Season 1 flexed its massive budget when it dove into the massive battles with the Covenant. A highlight was The Battle of Madrigal which featured a dizzying number of extras on set along with some excellent effects to make Master Chief and the Spartans feel as powerful as they are while dispatching elites. For Schreiber, what makes Season 2 more exciting, however, is the visual tonal shift. “Yeah, that’s one of [the] things that I’m the most happy with in seeing the results this year is, it just feels vastly more authentic,” he told the visiting reporters. “The tone is the biggest improvement that I’ve seen from the footage that we shot. ‘Darker’ is a description of the tonal palette more than, I’ll say, the drama. You know, it’s more the visuals. It is dark in other ways, as well, but it’s mostly the visual palette.”

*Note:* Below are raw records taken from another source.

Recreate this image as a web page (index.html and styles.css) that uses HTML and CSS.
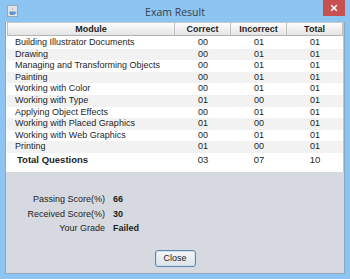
FILE: index.html
```html
<!DOCTYPE html>
<html>
<head>
<meta charset="utf-8">
<link rel="stylesheet" href="styles.css">
</head>
<body>
<div class="window">
  <div class="titlebar">
    <span class="app-icon">
      <svg width="11" height="12" viewBox="0 0 11 12">
        <rect x="0.5" y="0.5" width="10" height="11" fill="#dfe4ea" stroke="#9aa6b4"/>
        <path d="M5 2 C6.5 3.2 4 4.2 5.6 5.6 C4.6 4.4 7.4 3.8 5 2 Z" fill="#e07a2a"/>
        <path d="M2.5 6.5 H8 V8.6 C8 9.6 7 10 5.2 10 C3.4 10 2.5 9.6 2.5 8.6 Z" fill="#5b8fc9"/>
        <path d="M8 7 C9.6 7 9.6 8.6 8 8.6" fill="none" stroke="#5b8fc9" stroke-width="0.8"/>
      </svg>
    </span>
    <span class="title">Exam Result</span>
    <span class="close-btn">
      <svg width="8" height="8" viewBox="0 0 8 8"><path d="M1.2 1.2 L6.8 6.8 M6.8 1.2 L1.2 6.8" stroke="#fff" stroke-width="1.6"/></svg>
    </span>
  </div>
  <div class="client">
    <div class="scroll">
      <div class="grid">
        <div class="th">Module</div><div class="th">Correct</div><div class="th">Incorrect</div><div class="th">Total</div>
        <div class="td name">Building Illustrator Documents</div><div class="td">00</div><div class="td">01</div><div class="td">01</div>
        <div class="td name alt">Drawing</div><div class="td alt">00</div><div class="td alt">01</div><div class="td alt">01</div>
        <div class="td name">Managing and Transforming Objects</div><div class="td">00</div><div class="td">01</div><div class="td">01</div>
        <div class="td name alt">Painting</div><div class="td alt">00</div><div class="td alt">01</div><div class="td alt">01</div>
        <div class="td name">Working with Color</div><div class="td">00</div><div class="td">01</div><div class="td">01</div>
        <div class="td name alt">Working with Type</div><div class="td alt">01</div><div class="td alt">00</div><div class="td alt">01</div>
        <div class="td name">Applying Object Effects</div><div class="td">00</div><div class="td">01</div><div class="td">01</div>
        <div class="td name alt">Working with Placed Graphics</div><div class="td alt">01</div><div class="td alt">00</div><div class="td alt">01</div>
        <div class="td name">Working with Web Graphics</div><div class="td">00</div><div class="td">01</div><div class="td">01</div>
        <div class="td name alt">Printing</div><div class="td alt">01</div><div class="td alt">00</div><div class="td alt">01</div>
        <div class="tt name">Total Questions</div><div class="tt">03</div><div class="tt">07</div><div class="tt">10</div>
      </div>
    </div>
    <div class="info">
      <span class="label">Passing Score(%)</span><span class="value">66</span>
      <span class="label">Received Score(%)</span><span class="value">30</span>
      <span class="label">Your Grade</span><span class="value">Failed</span>
    </div>
    <button class="btn">Close</button>
  </div>
</div>
</body>
</html>
```

FILE: styles.css
```css
html, body {
  margin: 0;
  padding: 0;
}
body {
  width: 350px;
  height: 279px;
  overflow: hidden;
  background: #8cc4f2;
  font-family: "Liberation Sans", Arial, sans-serif;
  font-size: 9px;
  color: #1e1e1e;
}
.window {
  width: 350px;
  height: 279px;
  display: flex;
  flex-direction: column;
}
.titlebar {
  height: 22px;
  display: grid;
  grid-template-columns: 1fr auto 1fr;
  align-items: start;
}
.app-icon {
  justify-self: start;
  margin: 5px 0 0 7px;
  display: block;
  height: 12px;
}
.app-icon svg { display: block; }
.title {
  font-family: "Open Sans", "Noto Sans", sans-serif;
  font-size: 10.5px;
  color: #3a3f46;
  line-height: 22px;
  margin-top: 1px;
}
.close-btn {
  justify-self: end;
  margin-right: 5px;
  width: 22px;
  height: 16px;
  background: #c75050;
  display: flex;
  align-items: center;
  justify-content: center;
}
.close-btn svg { display: block; }
.client {
  margin: 0 5px;
  height: 251px;
  border: 1px solid #8da6bf;
  border-top: none;
  background: #d6d9df;
  display: flex;
  flex-direction: column;
}
.scroll {
  background: #fff;
  height: 150px;
  padding: 0 1px;
  border-right: 1px solid #c2c6cc;
}
.grid {
  display: grid;
  grid-template-columns: 168px 56px 56px 56px;
  grid-auto-rows: 11.6px;
  grid-template-rows: 15px;
}
.th {
  font-weight: bold;
  text-align: center;
  line-height: 13px;
  background: linear-gradient(#fdfdfd, #e4e4e4);
  border-top: 1px solid #c8c8c8;
  border-bottom: 1px solid #b4b4b4;
  border-right: 1px solid #c0c0c0;
  box-sizing: border-box;
  height: 14px;
  margin-bottom: 1px;
}
.th:first-child { border-left: 1px solid #c0c0c0; }
.td {
  line-height: 11.6px;
  text-align: center;
  white-space: nowrap;
}
.td.name {
  text-align: left;
  padding-left: 8px;
}
.alt { background: #f2f2f2; }
.tt {
  line-height: 14px;
  height: 14px;
  text-align: center;
  font-size: 9.5px;
}
.tt.name {
  text-align: left;
  padding-left: 10px;
  font-weight: bold;
  font-size: 9.5px;
}
.info {
  display: grid;
  grid-template-columns: 99px auto;
  column-gap: 8px;
  grid-auto-rows: 14.5px;
  align-items: center;
  margin-top: 20px;
}
.label { text-align: right; }
.value { font-weight: bold; }
.btn {
  align-self: center;
  margin-top: 14px;
  width: 41px;
  height: 17px;
  padding: 0;
  font-family: "Liberation Sans", Arial, sans-serif;
  font-size: 9px;
  color: #1e1e1e;
  border: 1px solid #5f86ae;
  border-radius: 3px;
  background: linear-gradient(#f6f7f9, #dde1e6);
  box-shadow: inset 0 0 0 1px #cfe0f1;
}
```
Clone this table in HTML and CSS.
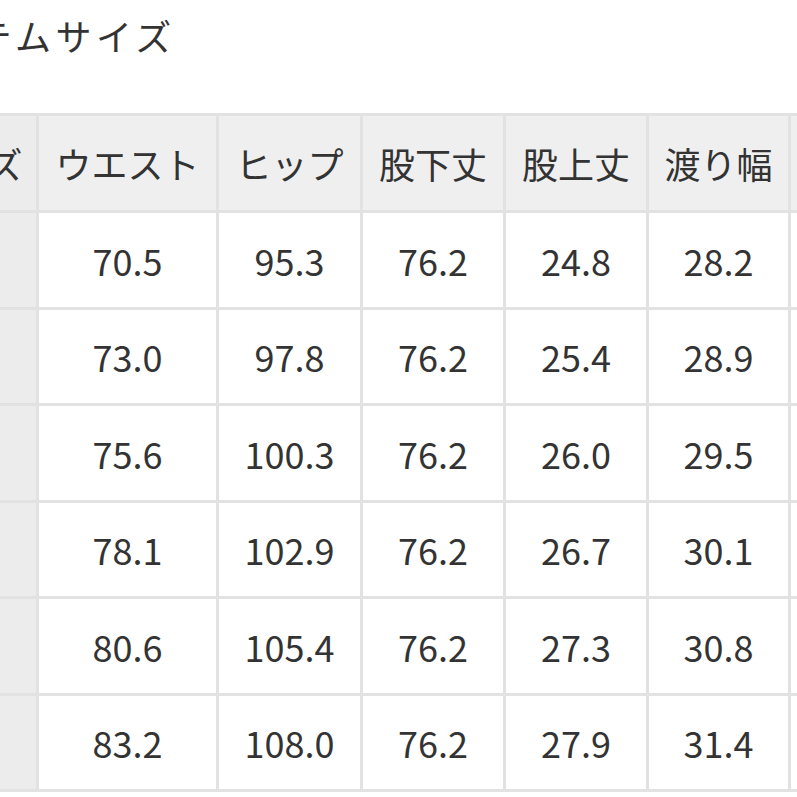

Halo is no stranger to getting dark. Halo 3: ODST was notoriously dreary as players explored New Mombasa where Covenant forces lurked in the streets, while Halo: Reach sported a bleak color palette in its own right to fit with the fall of the titular planet. With the show sporting more up close, personal, and brutal fighting, Schreiber thinks that change will better match what’s happening on-screen:

“It’s one of the things when you’re working with costumes that are plastic and not real, you have to hide that a little bit. And one of the best ways to hide that is if the visual palette is darker. If there’s more between the camera and the thing that you’re shooting, if the camera is more alive and in the action rather than being back here and seeing everything, then everything feels more authentic and more real and you feel like you’re in the action, and the action is more subjective. So that tonal shift, for me, is the biggest thing that I’m the most happy with. And that’s a function of the person who’s telling the story, creating the world that we’re living in. That’s when I say I’m happy to live in his world, it’s one of the shifts that I was the most happy with.”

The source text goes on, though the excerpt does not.